Chris Melgares finished the race in a dead sprint to get past Blue Valley Northwest’s Sam Guinn in the final stretch to take second place individually (15:56.78). Behind him were Jack Keeley in fifth (16:11.87), Jackson Schroeder in sixth (16:12.36) and Josue Alvarado (16:20.51) in seventh. Isaiah Koppes (16:28.98) rounded out the team score in 11th place. Michael Melgares (17th, 16:40.93) didn’t contribute to the team score, but medaled, with Nick Bandy finishing in 31st place (16:59.87). All of Manhattan’s runners finished in less than 17 minutes.

Susan Melgares said the team made it look easy this year — but clearly the Indians had a special team.

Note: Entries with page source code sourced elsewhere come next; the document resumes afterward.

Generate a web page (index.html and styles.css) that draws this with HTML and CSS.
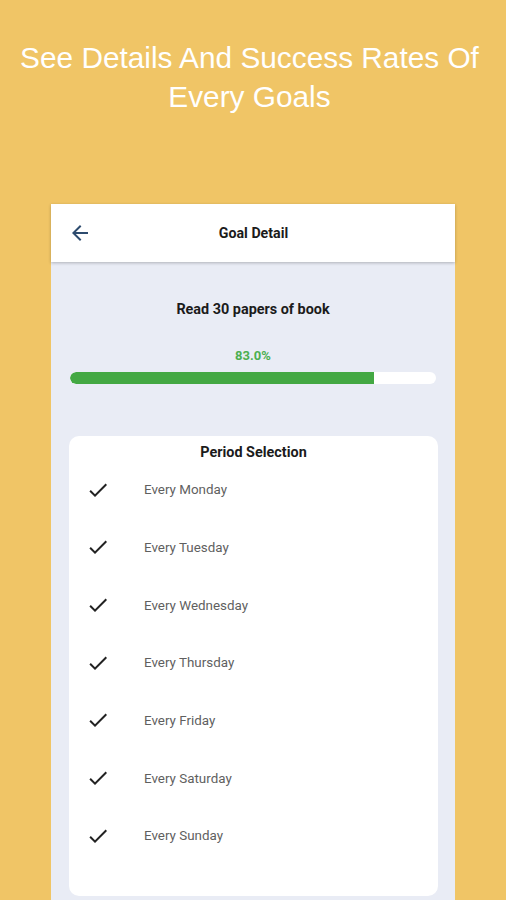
FILE: index.html
```html
<!DOCTYPE html>
<html>
<head>
<meta charset="utf-8">
<link rel="stylesheet" href="styles.css">
</head>
<body>
<div class="page">
  <h1 class="headline">See Details And Success Rates Of<br>Every Goals</h1>
  <div class="phone">
    <div class="appbar">
      <svg class="back" viewBox="0 0 24 24" width="24" height="24"><path d="M20 11H7.83l5.59-5.59L12 4l-8 8 8 8 1.41-1.41L7.83 13H20v-2z"/></svg>
      <div class="appbar-title">Goal Detail</div>
    </div>
    <div class="content">
      <div class="goal-name">Read 30 papers of book</div>
      <div class="percent">83.0%</div>
      <div class="track"><div class="fill" style="width:83%"></div></div>
      <div class="card">
        <div class="card-title">Period Selection</div>
        <div class="row"><svg class="check" viewBox="0 0 24 24" width="24" height="24"><path d="M9 16.17L4.83 12l-1.42 1.41L9 19 21 7l-1.41-1.41z"/></svg><span class="label">Every Monday</span></div>
        <div class="row"><svg class="check" viewBox="0 0 24 24" width="24" height="24"><path d="M9 16.17L4.83 12l-1.42 1.41L9 19 21 7l-1.41-1.41z"/></svg><span class="label">Every Tuesday</span></div>
        <div class="row"><svg class="check" viewBox="0 0 24 24" width="24" height="24"><path d="M9 16.17L4.83 12l-1.42 1.41L9 19 21 7l-1.41-1.41z"/></svg><span class="label">Every Wednesday</span></div>
        <div class="row"><svg class="check" viewBox="0 0 24 24" width="24" height="24"><path d="M9 16.17L4.83 12l-1.42 1.41L9 19 21 7l-1.41-1.41z"/></svg><span class="label">Every Thursday</span></div>
        <div class="row"><svg class="check" viewBox="0 0 24 24" width="24" height="24"><path d="M9 16.17L4.83 12l-1.42 1.41L9 19 21 7l-1.41-1.41z"/></svg><span class="label">Every Friday</span></div>
        <div class="row"><svg class="check" viewBox="0 0 24 24" width="24" height="24"><path d="M9 16.17L4.83 12l-1.42 1.41L9 19 21 7l-1.41-1.41z"/></svg><span class="label">Every Saturday</span></div>
        <div class="row"><svg class="check" viewBox="0 0 24 24" width="24" height="24"><path d="M9 16.17L4.83 12l-1.42 1.41L9 19 21 7l-1.41-1.41z"/></svg><span class="label">Every Sunday</span></div>
      </div>
    </div>
  </div>
</div>
</body>
</html>
```
FILE: styles.css
```css
html, body {
  margin: 0;
  padding: 0;
  background: #f0c566;
}
.page {
  width: 506px;
  height: 900px;
  overflow: hidden;
  display: flex;
  flex-direction: column;
  align-items: center;
}
.headline {
  margin: 38px 0 0 0;
  padding-right: 7px;
  height: 166px;
  font-family: "Liberation Sans", Arial, sans-serif;
  font-weight: normal;
  font-size: 29.8px;
  line-height: 39px;
  color: #ffffff;
  text-align: center;
  white-space: nowrap;
}
.phone {
  width: 404px;
  flex: 1;
  background: #e9ecf5;
  display: flex;
  flex-direction: column;
  font-family: Roboto, "Noto Sans", sans-serif;
}
.appbar {
  height: 58px;
  background: #ffffff;
  display: flex;
  align-items: center;
  box-shadow: 0 1px 3px rgba(0, 0, 0, 0.25);
  position: relative;
  z-index: 1;
}
.back {
  fill: #2d4b6e;
  margin-left: 17px;
  flex: none;
}
.appbar-title {
  flex: 1;
  text-align: center;
  margin-right: 40px;
  font-size: 14.2px;
  font-weight: bold;
  color: #1b1b1b;
}
.content {
  flex: 1;
  display: flex;
  flex-direction: column;
  align-items: center;
  padding: 0 18px 0 18px;
}
.goal-name {
  margin-top: 38px;
  line-height: 19px;
  font-size: 14.4px;
  font-weight: bold;
  color: #1b1b1b;
}
.percent {
  margin-top: 29px;
  line-height: 16px;
  font-size: 13px;
  font-weight: bold;
  color: #4caf50;
}
.track {
  margin-top: 8px;
  width: 366px;
  height: 12px;
  border-radius: 6px;
  background: #ffffff;
  overflow: hidden;
  align-self: flex-start;
  margin-left: 1px;
}
.fill {
  height: 100%;
  background: #43a843;
  border-radius: 6px 0 0 6px;
}
.card {
  margin-top: 52px;
  width: 369px;
  align-self: flex-start;
  background: #ffffff;
  border-radius: 10px;
  padding: 9px 0 31px 0;
}
.card-title {
  text-align: center;
  font-size: 14.4px;
  font-weight: bold;
  line-height: 16px;
  color: #1b1b1b;
}
.row {
  height: 57.67px;
  display: flex;
  align-items: center;
}
.check {
  fill: #222222;
  margin-left: 17px;
  flex: none;
}
.label {
  margin-left: 34px;
  font-size: 13.4px;
  color: #5f5f5f;
}
```
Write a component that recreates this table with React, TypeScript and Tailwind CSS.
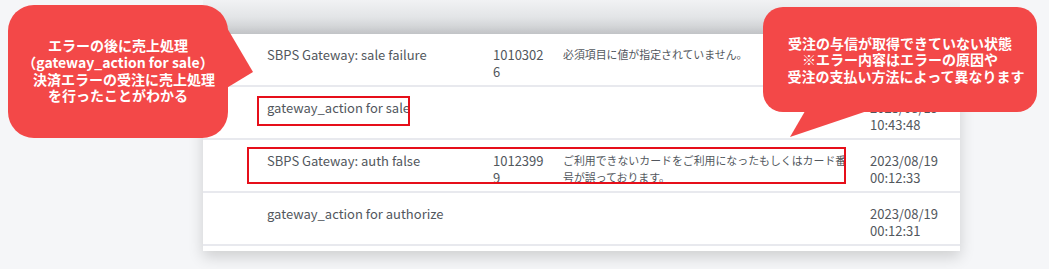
import React from "react";

type Row = {
  title: string;
  code: string[];
  message: string[];
  date: string[];
};

const rows: Row[] = [
  {
    title: "SBPS Gateway: sale failure",
    code: ["1010302", "6"],
    message: ["必須項目に値が指定されていません。"],
    date: [],
  },
  {
    title: "gateway_action for sale",
    code: [],
    message: [],
    date: ["2023/08/19", "10:43:48"],
  },
  {
    title: "SBPS Gateway: auth false",
    code: ["1012399", "9"],
    message: ["ご利用できないカードをご利用になったもしくはカード番", "号が誤っております。"],
    date: ["2023/08/19", "00:12:33"],
  },
  {
    title: "gateway_action for authorize",
    code: [],
    message: [],
    date: ["2023/08/19", "00:12:31"],
  },
];

function Lines({ items, className = "" }: { items: string[]; className?: string }) {
  return (
    <div className={"whitespace-nowrap " + className}>
      {items.map((t) => (
        <div key={t}>{t}</div>
      ))}
    </div>
  );
}

export default function App() {
  return (
    <div className="relative w-[1049px] h-[269px] overflow-hidden bg-[#f5f6f8] font-['Noto_Sans_CJK_JP','Noto_Sans',sans-serif]">
      {/* table card */}
      <div className="ml-[203px] w-[757px]">
        <div className="h-[34px] bg-linear-to-b from-[#f1f2f4] via-[#e3e5e7] to-[#c7c9cc]" />
        <div className="bg-white pb-[5px] shadow-[0_6px_14px_rgba(0,0,0,0.16)] text-[13px] leading-[17px] text-[#52575d]">
          {rows.map((r) => (
            <div
              key={r.title}
              className="grid h-[53px] grid-cols-[64px_226px_70px_307px_1fr] border-b-2 border-[#e8e9ee] pt-[12px]"
            >
              <div />
              <div className="whitespace-nowrap">{r.title}</div>
              <Lines items={r.code} />
              <Lines items={r.message} className="text-[10.9px]" />
              <Lines items={r.date} />
            </div>
          ))}
        </div>
      </div>

      {/* red highlight boxes */}
      <div className="absolute left-[257px] top-[96px] h-[30px] w-[153px] border-2 border-[#e60f1a]" />
      <div className="absolute left-[247px] top-[147px] h-[37px] w-[599px] border-2 border-[#e60f1a]" />

      {/* callout tails */}
      <svg className="pointer-events-none absolute inset-0" width="1049" height="269">
        <polygon points="220,16 253,72 220,92" fill="#f34848" />
        <polygon points="808,106 790,137 882,106" fill="#f34848" />
      </svg>

      {/* left callout */}
      <div className="absolute left-[8px] top-[5px] flex h-[133px] w-[220px] flex-col items-center justify-center rounded-[26px] bg-[#f34848] pb-[2px] text-center text-[14px] font-bold leading-[16.7px] text-white">
        <div>エラーの後に売上処理</div>
        <div>（gateway_action for sale）</div>
        <div className="pl-[12px]">決済エラーの受注に売上処理</div>
        <div>を行ったことがわかる</div>
      </div>

      {/* right callout */}
      <div className="absolute left-[763px] top-[7px] flex h-[105px] w-[274px] flex-col items-center justify-center rounded-[20px] bg-[#f34848] text-center text-[14px] font-bold leading-[16.5px] text-white">
        <div>受注の与信が取得できていない状態</div>
        <div>※エラー内容はエラーの原因や</div>
        <div className="pl-[12px]">受注の支払い方法によって異なります</div>
      </div>
    </div>
  );
}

“I can’t put that into words,” she said. “People don’t understand what it’s like. Our kids have made it look easy, so we started thinking, is the competition that tough? But then you look at our times, and we’re rockin’. And they did it again today. It’s stunning — I’m so proud of them.”

Melgares said the dominant finish is something she doesn’t usually see at the state meet.

“It’s just so wonderful to see it pay off like this in such a decisive effort, with so many in the front of this race,” she said. “I’ve been here many years and it’s not usually that way.”

For Chris Melgares, Saturday’s championship is the culmination of years of hard work.

“It means everything,” he said. “This is everything we’ve worked for since we didn’t qualify for state my freshman year. It’s so rewarding and satisfying.”

The victory was even sweeter for Chris and his brother Michael, as they got to be the team that delivered their mother and coach her first state title.

“It’s just awesome,” Chris said. “Living with her all these 10 years with her as coach, she’s been close with a couple girls’ teams, but it feels really cool to be able to bring her that first title.”

For Keeley, who transferred in after previously being home-schooled, the win was difficult to describe.

“It’s kind of surreal, honestly,” Keeley said. “But we’ve put in so much work together and been going at it really hard at practice every day, so I’m really thankful.”

The senior transfer said he wasn’t sure when he realized how good this team could be.

“Honestly, my confidence about it grew as the season went on,” Keeley said. “From the start, the guys that have been on the team for a long time like Chris and Nick were telling us we needed to have that goal. But after our first meet, I started to really think we could do this.”

Bandy finished seventh among his team, but was thinking about his teammates throughout the race.

“The whole race, I was behind these guys, but I was thinking about them for a lot of my race,” Bandy said. “As soon as I crossed the finish line, Pat Melgares told me that we’d won.”

The senior said the championship makes all the miles run in practice worth it.

“Chris and I have literally run thousands of miles together just him and I,” Bandy said. “It’s always been our dream to win a state cross country championship. Even though I didn’t contribute to the team score, my goal was to inspire the other guys to keep working hard. I’m so happy for them — to have five in the top 11, that’s ridiculous.”

For Chris, finishing in second was quite a feat with Guinn running ahead of him most of the race. As the runners approached the hill overlooking the finish line, he knew Guinn could be caught.

“When I got up to the Skyline, I looked up and realized he was pretty close to me,” he said. “About 50 meters out, I realized I was going to catch him.”

Chris said the title makes him proud to be a member of the team.

“You feel so much pride being on this team,” he said. “Everyone just works their butts off.”